Então a questão é que, embora essa possa não ter sido a opinião de quem me indicou o filme, há quem vá interpretar essa ideia como uma questão de consciência “que vai de cada um”: não adianta ficar “enchendo o saco” por causa da falta de protagonismo feminino em Hollywood; não adianta reclamar do tipo de entretenimento que é exibido nas concessões públicas de TV (como BBB – eu tinha um link pra colocar aqui mas o site saiu do ar – ou Malhação, que faz poucos dias vi, numa televisão ligada a esmo por aí, glorificar um beijo à força com música fofinha), e por aí vai; tudo cai na conta da liberdade absoluta de cada agente do campo social fazer o que quiser e dane-se, você que tem que deixar de ver essas coisas.
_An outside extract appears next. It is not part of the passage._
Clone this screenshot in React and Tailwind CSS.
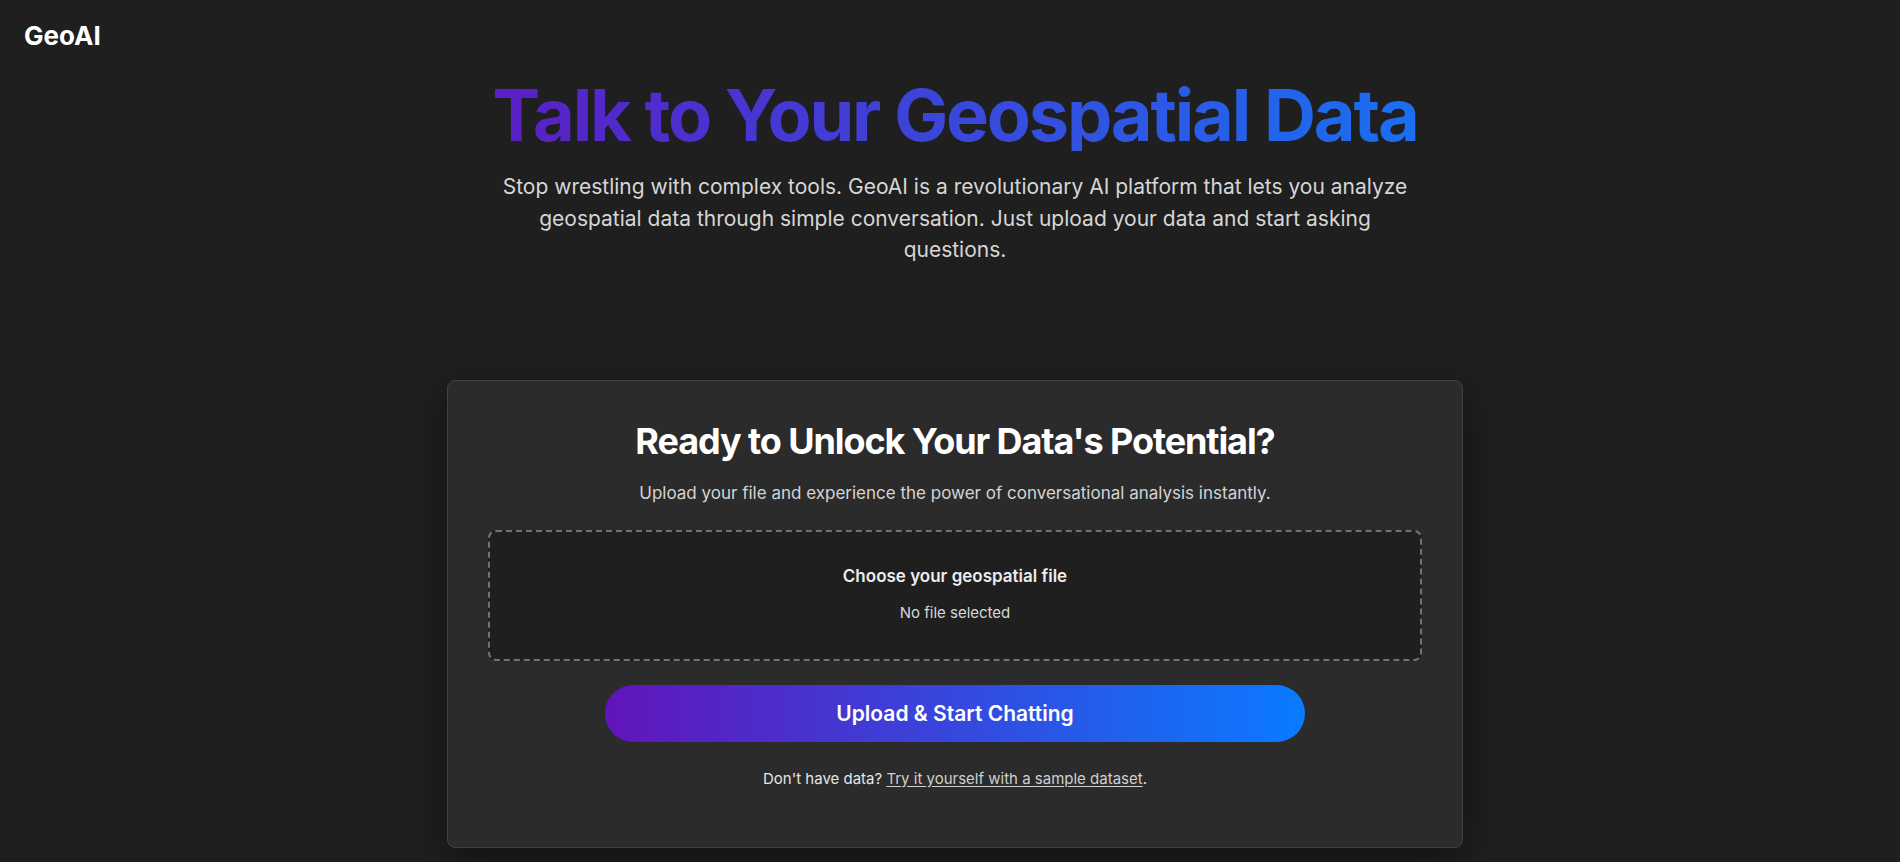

Educação e entretenimento não estão separadas. As pessoas gostam de achar que são porque associam educação à escola, mas as crianças aprendem a agir em sociedade, ou seja, a se tornarem proficientes em viver em meio às pessoas ‘ao redor’ dela, os modelos de humanidade que lhe aparecem como reais e positivos, a cada minuto de suas vidas – e todas as horas que elas passam vendo televisão não são jogadas no lixo, mas são significadas e codificadas de uma maneira muito sutil, mas essencial.
Considero que a ação política, a ação social, a ação que vai além de simplesmente ser um “indivíduo melhor”, resistindo a qualquer “cultura de idiotização”, é a única resposta possível para reverter um quadro desse tipo e evitar uma “Idiocracia”. De um jeito ou de outro, assistam ao filme, que é engraçadíssimo.